Hayden as Case? Eh, I don't know. Christiensen seems more just incredibly uneven to me than necessarily bad, but I don't like his track record. Case is either an incredibly easy character to play—blank, empty brooder—or an incredibly difficult role to play—just what is going on under that blank exterior? Can it be conveyed while still being blank? (Oddly, despite much belly-aching from the io9 commenters, I actually think that (a younger) Keanu would have been just right for Case. I have always thought Keanu is less blank than stoic; there's things going on in his head, but it's hard for it to get across—exactly like with Case. And Case seems kind of gruff and short with people, and Keanu's gruff voice would seem to fit really well for that.) I am just not sure Christiensen can pull off the more complicated version of Case, and his tendency to come off as petulanet would work against Case's gruffness. But then, Case isn't exactly tough either. That's Molly. He's at least naturally pretty enough to buy that Molly would take an interest in him even though he's a half-dead drug addict. (Although I think one of the reasons that Molly became "interested" in him was as much a part strengthening their ties to each other compared to their ties to their controller. Molly was creating an insurance policy against a possible double-cross from Armitage).

Speaking of Molly, that's the casting decision that I see as crucial to the movie's success. cast the wrong pop starlet and the character will just not work. Change the character to fit the actress and the story on't work. Personally I my tentative pick would be Nora Zehetner, who was on Heroes for a while. Her character wasn't for the most part any like Molly, except in the flashbacks, where despite being petite she was able to convey coldness. I think she could do Molly's casual cruelty well, and the voice fits, all casual and low-pitched. Basically, she seems capable of conveying both Molly's maks as well as what is going on underneath (mostly occasional regret, not remorse). Also she has the correct, dancer's frame. Molly just doesn't work unless you cast someone who looks a bit like an acrobat. Someone like Hayden Peniatierre would just look wrong. Too tiny and stumpy.

Also, she has big eyes, would give the make-up department plenty of room to work with in coming up with permanent mirrorshades that don't restrict facial movement. More important than you would think.

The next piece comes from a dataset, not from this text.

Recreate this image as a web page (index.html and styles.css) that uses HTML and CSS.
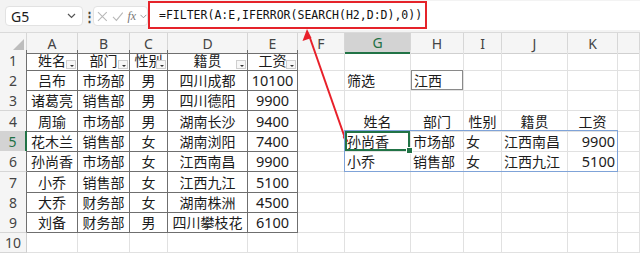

For the rest of the cast? I would go with William Fichtner, (last seen getting perforated by the Joker) who does brooding military man intensity on the edge of snapping better than anyone. Thomas Haden Church would be an acceptable substitute. The Finn seems like a no-brainer Steve Buscemi role. Old Julie would be a fun Peter O'Toole cameo. Or maybe Michael Gambon? Maelcum? Um, Malcolm Jamal-Warner? He has dreadlocks. I think that Owen Wilson would be great as Riviera. Beautiful with a broken nose? Also, he once played a serial killer in something, (The Minus Man?) and I heard he was good. James Franco would also be good, (I still remeber that smile as he's eating pie in the mostly crappy Spiderman 3) as would Heath Ledger, if he wasn't dead. Actually, Franco would be fun as Lupus Yonderboy. They better have Lupus Yonderboy!

God, I hope they don't fuck this one up.